For a book that appeared out of nowhere from an artist I had never heard of, One Eyed Ulysses is not only of the most impressive releases of 2018 thus far, but also one of the best books I have seen in years.
Far from feeling like a debut publication One Eyed Ulysses has the confidence, polish and (seemingly reluctant) swagger of an artist with far more experience, and many more books under his belt.
With regard to the book itself. The design is beautifully assured. From the cover with a series of holes cut through that draw our attention to birds in flight. This opens and the full image is seen again through corresponding holes cut in the end paper, and then to the photograph itself. A blue cloudy sky, the aforementioned birds now dwarfed by this infinite background. Although our journey has even yet to begin, it is apparent we are in the presence of a glorious new talent.
Self taught photographer JM Ramierez-Suassi has delivered this rich melancholic odyssey with no explanation or notes, although his website does give this brief hint at the thought process behind the work.
"One Eyed Ulysses proposes a meandering voyage where solitude, melancholy, the encounter with death and nature in marginal settings are some of the themes that run through it. The aim of this book of photos is not to document a specific epoch , but rather to sum up human experience so that we may contemplate its images on an equal plane and from the same view point from which we observe them."
Even without these words the powerful emotional punch of this collection is profound. He may be leaving his audience to draw their own conclusions with regard to the overall experience, but there are certainly recurring themes and images that cycle through the book. Fabulous editing, beguilingly elliptical, but with a distinct rhythm.
Bottles, broken chairs, paths and stairs that are photographed always ascending....disappearing into the distance, their final destination never revealed. Burned out cars. Undisclosed objects covered, shroud like in plastic sheeting. Flowers, nature. Religious iconography....life, death.... mortality, ever present.
To try and expound these images would indeed be folly. In my experience, when talking to artists many of them are genuinely surprised to hear how their work is received and interpreted by others....and the images in One Eyed Ulysses would be a minefield in this respect.

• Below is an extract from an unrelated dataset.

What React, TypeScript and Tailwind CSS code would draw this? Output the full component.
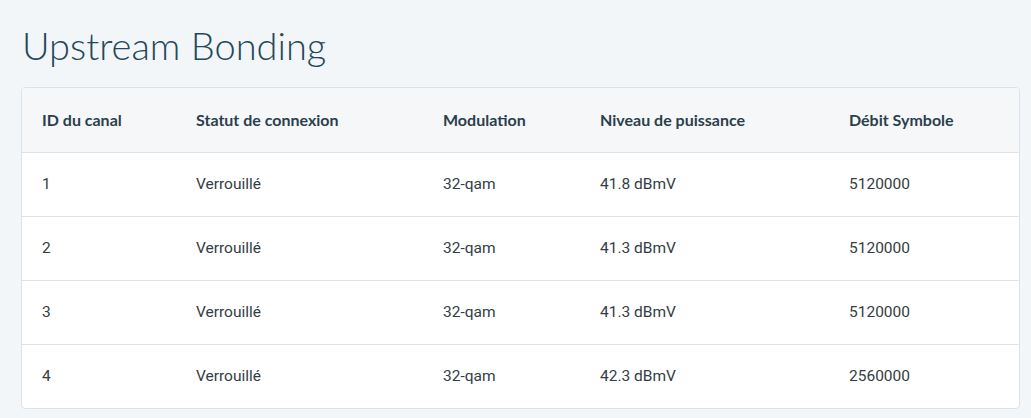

It is however fair to say that this is a very effecting body of work, with moments of crystal affirmation that will linger with you.
A chair in a sunlit meadow, half in shadow with poppies growing through it's battered frame.
A bag hoisted, and hung in a tree, the dead body of an animal, its outline visible though the opaque surface, just hanging there, or maybe ascending.
A path in a dusty hillside winding to nowhere.
A smashed and broken windshield with no explanation as why or how this damage occured, but the ominous curve of its surface offering a hint that leaves little doubt.
A portrait...the sitter looking directly at the camera, his full grey beard and hair dominating the picture. Why is this such a memorable picture, and why do his eyes which are barely visible, continue to haunt you, returning even when you close your own eyes?
Each of these pictures stand alone. They demand attention and seductively promise to impart their secrets, but as long as we stare and plead, the more they tease. Some secrets, it seems are never to be told.
Taste is undefinable, and the meditative almost funereal tone of this work may prove a little too downbeat for some. For me, however this is one of the best photo books, and finest collections of images that I have seen in ages.
When I first saw the book, my initial instinct was to draw a comparison to Gregory Halpern's stunning ZZYZX. Both are odysseys of sorts, both feature some of the finest colour printing, and both benefit from masterful editing. However, the haunting and spiritual nature of One Eyed Ulysses elevates it well beyond Halpern's already towering and much lauded book.
Sometimes it seems that it really is more rewarding to embark on a journey and not know exactly where it will take you.
Work of this quality does not happen by accident....there is simply too much of it on display here. What it does indicate, however is that JM Ramirez-Suassi is just getting into his stride.
Produced in an edition of just 175 copies, I cannot recommend One Eyed Ulysses highly enough, and urge you to grab a copy before it disappears.